Exercise aim: Reproduce all the lines below exactly and omit the images.

## BEGIN

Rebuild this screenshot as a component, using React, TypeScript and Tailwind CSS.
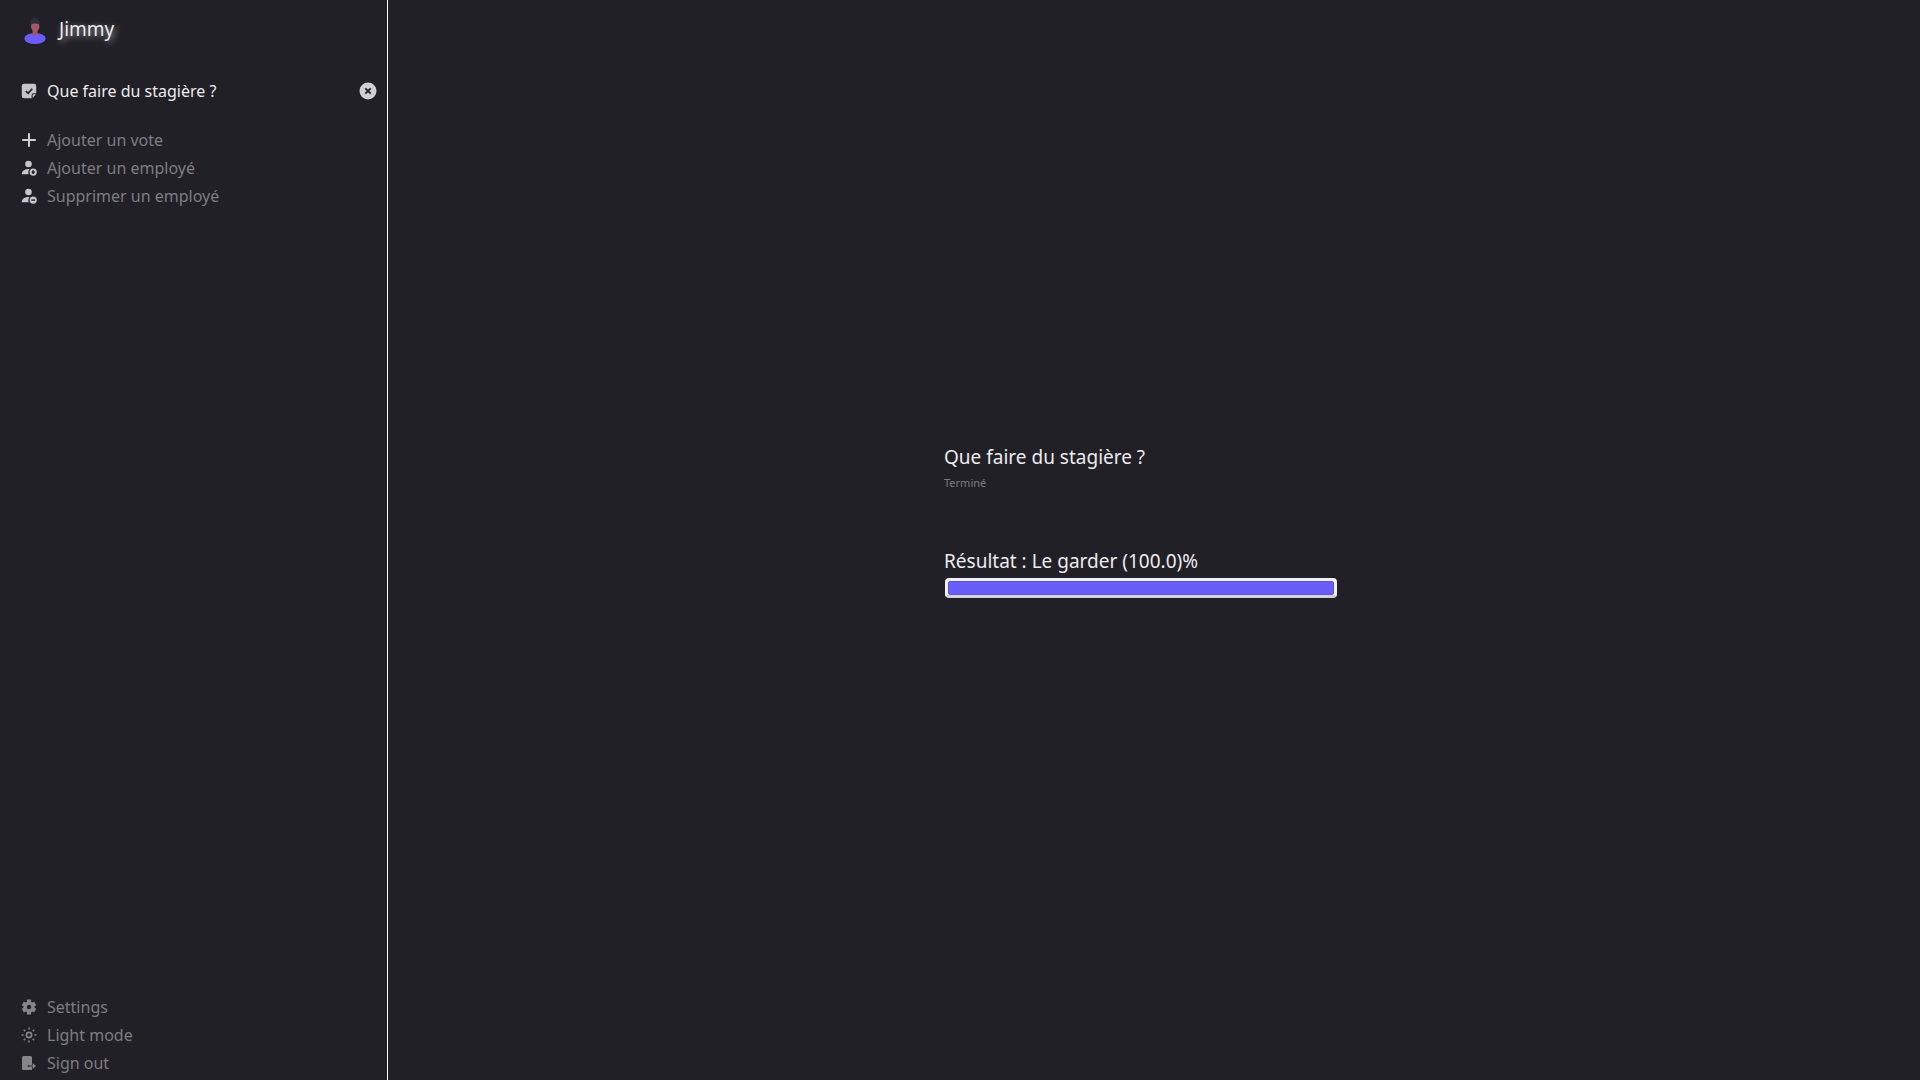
import type { ReactNode } from "react";

function AvatarIcon() {
  return (
    <svg viewBox="0 0 24 28" className="h-7 w-6 shrink-0" aria-hidden="true">
      <ellipse cx="12" cy="22.5" rx="10.6" ry="5.5" fill="#6c5cff" />
      <path d="M9.6 12h5v6.4q-2.5 2.4-5 0z" fill="#a05561" />
      <ellipse cx="12.2" cy="10.5" rx="4.2" ry="5" fill="#a45a68" />
      <path d="M7.4 8.2C7 4 9 3 10 1.8c3-.6 7 .5 6.9 6.400C14 7.200 10 7.200 7.400 8.200z" fill="#302b3e" />
    </svg>
  );
}

function NoteCheckIcon() {
  return (
    <svg viewBox="0 0 16 16" className="size-4" aria-hidden="true">
      <path d="M3 .8h10a2.200 2.200 0 0 1 2.200 2.200v7.200h-2.600a2 2 0 0 0-2 2v3.100H3A2.200 2.200 0 0 1 .8 13.100V3A2.200 2.200 0 0 1 3 .8z" fill="#c6c6c8" />
      <path d="M11.600 15v-2.600a1.200 1.200 0 0 1 1.200-1.200H15z" fill="#c6c6c8" />
      <path d="M4.800 8l2.300 2.300L11.200 5.800" fill="none" stroke="#212026" strokeWidth="1.700" />
    </svg>
  );
}

function PlusIcon() {
  return (
    <svg viewBox="0 0 16 16" className="size-4" aria-hidden="true">
      <path d="M8 1.200v13.600M1.200 8h13.600" stroke="#cfcfd1" strokeWidth="2" />
    </svg>
  );
}

function PersonIcon({ mark }: { mark: "add" | "remove" }) {
  return (
    <svg viewBox="0 0 16 16" className="size-4" aria-hidden="true">
      <circle cx="7.500" cy="4" r="3.300" fill="#c6c6c8" />
      <path d="M.8 14.200C.8 10.800 3.500 9 8.600 9c-1.400 1.400-1.700 3.400-.9 5.200z" fill="#c6c6c8" />
      <circle cx="12.200" cy="12.100" r="3.600" fill="#c6c6c8" />
      {mark === "add" ? (
        <path d="M12.200 10.300v3.600M10.700 12.100h3" stroke="#212026" strokeWidth="1.700" />
      ) : (
        <path d="M10.300 12.100h3.800" stroke="#212026" strokeWidth="1.400" />
      )}
    </svg>
  );
}

function GearIcon() {
  return (
    <svg viewBox="0 0 16 16" className="size-4" aria-hidden="true">
      <g stroke="#85858a" strokeWidth="4.200">
        <path d="M8 .6v14.800M1.800 4.400l12.400 7.200M14.200 4.400l-12.400 7.200" />
      </g>
      <circle cx="8" cy="8" r="5.600" fill="#85858a" />
      <circle cx="8" cy="8" r="2.200" fill="#212026" />
    </svg>
  );
}

function SunIcon() {
  return (
    <svg viewBox="0 0 16 16" className="size-4" fill="none" stroke="#85858a" aria-hidden="true">
      <circle cx="8" cy="8" r="2.600" strokeWidth="1.700" />
      <path
        d="M8 .6v2M8 13.400v2M.6 8h2M13.400 8h2M2.800 2.800l1.400 1.400M11.800 11.800l1.400 1.400M2.800 13.200l1.400-1.400M11.800 4.200l1.400-1.400"
        strokeWidth="1.500"
      />
    </svg>
  );
}

function SignOutIcon() {
  return (
    <svg viewBox="0 0 16 16" className="size-4" fill="#85858a" aria-hidden="true">
      <path d="M2.500 1h7A1.500 1.500 0 0 1 11 2.500V10H6.800v2H11v3H2.500A1.500 1.500 0 0 1 1 13.500v-11A1.500 1.500 0 0 1 2.500 1z" />
      <path d="M7.500 10.400h4.300V8l3.200 3-3.200 3v-2.400H7.500z" />
    </svg>
  );
}

function CloseIcon() {
  return (
    <svg viewBox="0 0 18 18" className="size-[18px]" aria-hidden="true">
      <circle cx="9" cy="9" r="8.500" fill="#d0d0d2" />
      <path d="M6.300 6.300l5.400 5.400M11.700 6.300l-5.400 5.400" stroke="#212026" strokeWidth="1.900" />
    </svg>
  );
}

function NavItem({ icon, label }: { icon: ReactNode; label: string }) {
  return (
    <li>
      <button type="button" className="flex h-7 w-full items-center gap-2.5 text-left text-[#7d7d82]">
        {icon}
        {label}
      </button>
    </li>
  );
}

export default function App() {
  return (
    <div className="flex min-h-screen bg-[#212026] font-['Noto_Sans',sans-serif] text-base text-[#ececee]">
      <aside className="flex w-[388px] shrink-0 flex-col border-r border-white pt-4 pb-[3px] pl-[21px]">
        <header className="flex h-7 items-center gap-3 pl-0.5">
          <AvatarIcon />
          <h1 className="-mt-0.5 text-[19px] leading-6 [text-shadow:2px_2px_6px_#ffffff90]">Jimmy</h1>
        </header>
        <div className="mt-[33px] flex h-7 items-center justify-between pr-2.5">
          <a href="#vote" className="flex items-center gap-2.5">
            <NoteCheckIcon />
            Que faire du stagière ?
          </a>
          <button type="button" aria-label="Supprimer le vote">
            <CloseIcon />
          </button>
        </div>
        <ul className="mt-[21px]">
          <NavItem icon={<PlusIcon />} label="Ajouter un vote" />
          <NavItem icon={<PersonIcon mark="add" />} label="Ajouter un employé" />
          <NavItem icon={<PersonIcon mark="remove" />} label="Supprimer un employé" />
        </ul>
        <ul className="mt-auto">
          <NavItem icon={<GearIcon />} label="Settings" />
          <NavItem icon={<SunIcon />} label="Light mode" />
          <NavItem icon={<SignOutIcon />} label="Sign out" />
        </ul>
      </aside>
      <main className="flex flex-1 items-center justify-center pr-[26px] pb-10">
        <section className="w-[394px]">
          <h2 className="text-[19px] leading-7">Que faire du stagière ?</h2>
          <p className="mt-1 text-[11px] leading-4 text-[#7d7d82]">Terminé</p>
          <label htmlFor="result" className="mt-14 block text-[19px] leading-7">
            Résultat : Le garder (100.0)%
          </label>
          <progress
            id="result"
            value={100}
            max={100}
            className="mt-[3px] ml-px block h-5 w-[392px] appearance-none rounded-[4px] border-[3px] border-[#f2f0fa] border-b-[#d3d2d8] bg-white [&::-webkit-progress-bar]:bg-[#f2f0fa] [&::-webkit-progress-value]:rounded-[2px] [&::-webkit-progress-value]:border [&::-webkit-progress-value]:border-[#5d55d8] [&::-webkit-progress-value]:bg-[#695df8]"
          />
        </section>
      </main>
    </div>
  );
}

## END

Answer to the exercise:
Rebuild this screenshot as a component, using React, TypeScript and Tailwind CSS.
import type { ReactNode } from "react";

function AvatarIcon() {
  return (
    <svg viewBox="0 0 24 28" className="h-7 w-6 shrink-0" aria-hidden="true">
      <ellipse cx="12" cy="22.5" rx="10.6" ry="5.5" fill="#6c5cff" />
      <path d="M9.6 12h5v6.4q-2.5 2.4-5 0z" fill="#a05561" />
      <ellipse cx="12.2" cy="10.5" rx="4.2" ry="5" fill="#a45a68" />
      <path d="M7.4 8.2C7 4 9 3 10 1.8c3-.6 7 .5 6.9 6.400C14 7.200 10 7.200 7.400 8.200z" fill="#302b3e" />
    </svg>
  );
}

function NoteCheckIcon() {
  return (
    <svg viewBox="0 0 16 16" className="size-4" aria-hidden="true">
      <path d="M3 .8h10a2.200 2.200 0 0 1 2.200 2.200v7.200h-2.600a2 2 0 0 0-2 2v3.100H3A2.200 2.200 0 0 1 .8 13.100V3A2.200 2.200 0 0 1 3 .8z" fill="#c6c6c8" />
      <path d="M11.600 15v-2.600a1.200 1.200 0 0 1 1.200-1.200H15z" fill="#c6c6c8" />
      <path d="M4.800 8l2.300 2.300L11.200 5.800" fill="none" stroke="#212026" strokeWidth="1.700" />
    </svg>
  );
}

function PlusIcon() {
  return (
    <svg viewBox="0 0 16 16" className="size-4" aria-hidden="true">
      <path d="M8 1.200v13.600M1.200 8h13.600" stroke="#cfcfd1" strokeWidth="2" />
    </svg>
  );
}

function PersonIcon({ mark }: { mark: "add" | "remove" }) {
  return (
    <svg viewBox="0 0 16 16" className="size-4" aria-hidden="true">
      <circle cx="7.500" cy="4" r="3.300" fill="#c6c6c8" />
      <path d="M.8 14.200C.8 10.800 3.500 9 8.600 9c-1.400 1.400-1.700 3.400-.9 5.200z" fill="#c6c6c8" />
      <circle cx="12.200" cy="12.100" r="3.600" fill="#c6c6c8" />
      {mark === "add" ? (
        <path d="M12.200 10.300v3.600M10.700 12.100h3" stroke="#212026" strokeWidth="1.700" />
      ) : (
        <path d="M10.300 12.100h3.800" stroke="#212026" strokeWidth="1.400" />
      )}
    </svg>
  );
}

function GearIcon() {
  return (
    <svg viewBox="0 0 16 16" className="size-4" aria-hidden="true">
      <g stroke="#85858a" strokeWidth="4.200">
        <path d="M8 .6v14.800M1.800 4.400l12.400 7.200M14.200 4.400l-12.400 7.200" />
      </g>
      <circle cx="8" cy="8" r="5.600" fill="#85858a" />
      <circle cx="8" cy="8" r="2.200" fill="#212026" />
    </svg>
  );
}

function SunIcon() {
  return (
    <svg viewBox="0 0 16 16" className="size-4" fill="none" stroke="#85858a" aria-hidden="true">
      <circle cx="8" cy="8" r="2.600" strokeWidth="1.700" />
      <path
        d="M8 .6v2M8 13.400v2M.6 8h2M13.400 8h2M2.800 2.800l1.400 1.400M11.800 11.800l1.400 1.400M2.800 13.200l1.400-1.400M11.800 4.200l1.400-1.400"
        strokeWidth="1.500"
      />
    </svg>
  );
}

function SignOutIcon() {
  return (
    <svg viewBox="0 0 16 16" className="size-4" fill="#85858a" aria-hidden="true">
      <path d="M2.500 1h7A1.500 1.500 0 0 1 11 2.500V10H6.800v2H11v3H2.500A1.500 1.500 0 0 1 1 13.500v-11A1.500 1.500 0 0 1 2.500 1z" />
      <path d="M7.500 10.400h4.300V8l3.200 3-3.200 3v-2.400H7.500z" />
    </svg>
  );
}

function CloseIcon() {
  return (
    <svg viewBox="0 0 18 18" className="size-[18px]" aria-hidden="true">
      <circle cx="9" cy="9" r="8.500" fill="#d0d0d2" />
      <path d="M6.300 6.300l5.400 5.400M11.700 6.300l-5.400 5.400" stroke="#212026" strokeWidth="1.900" />
    </svg>
  );
}

function NavItem({ icon, label }: { icon: ReactNode; label: string }) {
  return (
    <li>
      <button type="button" className="flex h-7 w-full items-center gap-2.5 text-left text-[#7d7d82]">
        {icon}
        {label}
      </button>
    </li>
  );
}

export default function App() {
  return (
    <div className="flex min-h-screen bg-[#212026] font-['Noto_Sans',sans-serif] text-base text-[#ececee]">
      <aside className="flex w-[388px] shrink-0 flex-col border-r border-white pt-4 pb-[3px] pl-[21px]">
        <header className="flex h-7 items-center gap-3 pl-0.5">
          <AvatarIcon />
          <h1 className="-mt-0.5 text-[19px] leading-6 [text-shadow:2px_2px_6px_#ffffff90]">Jimmy</h1>
        </header>
        <div className="mt-[33px] flex h-7 items-center justify-between pr-2.5">
          <a href="#vote" className="flex items-center gap-2.5">
            <NoteCheckIcon />
            Que faire du stagière ?
          </a>
          <button type="button" aria-label="Supprimer le vote">
            <CloseIcon />
          </button>
        </div>
        <ul className="mt-[21px]">
          <NavItem icon={<PlusIcon />} label="Ajouter un vote" />
          <NavItem icon={<PersonIcon mark="add" />} label="Ajouter un employé" />
          <NavItem icon={<PersonIcon mark="remove" />} label="Supprimer un employé" />
        </ul>
        <ul className="mt-auto">
          <NavItem icon={<GearIcon />} label="Settings" />
          <NavItem icon={<SunIcon />} label="Light mode" />
          <NavItem icon={<SignOutIcon />} label="Sign out" />
        </ul>
      </aside>
      <main className="flex flex-1 items-center justify-center pr-[26px] pb-10">
        <section className="w-[394px]">
          <h2 className="text-[19px] leading-7">Que faire du stagière ?</h2>
          <p className="mt-1 text-[11px] leading-4 text-[#7d7d82]">Terminé</p>
          <label htmlFor="result" className="mt-14 block text-[19px] leading-7">
            Résultat : Le garder (100.0)%
          </label>
          <progress
            id="result"
            value={100}
            max={100}
            className="mt-[3px] ml-px block h-5 w-[392px] appearance-none rounded-[4px] border-[3px] border-[#f2f0fa] border-b-[#d3d2d8] bg-white [&::-webkit-progress-bar]:bg-[#f2f0fa] [&::-webkit-progress-value]:rounded-[2px] [&::-webkit-progress-value]:border [&::-webkit-progress-value]:border-[#5d55d8] [&::-webkit-progress-value]:bg-[#695df8]"
          />
        </section>
      </main>
    </div>
  );
}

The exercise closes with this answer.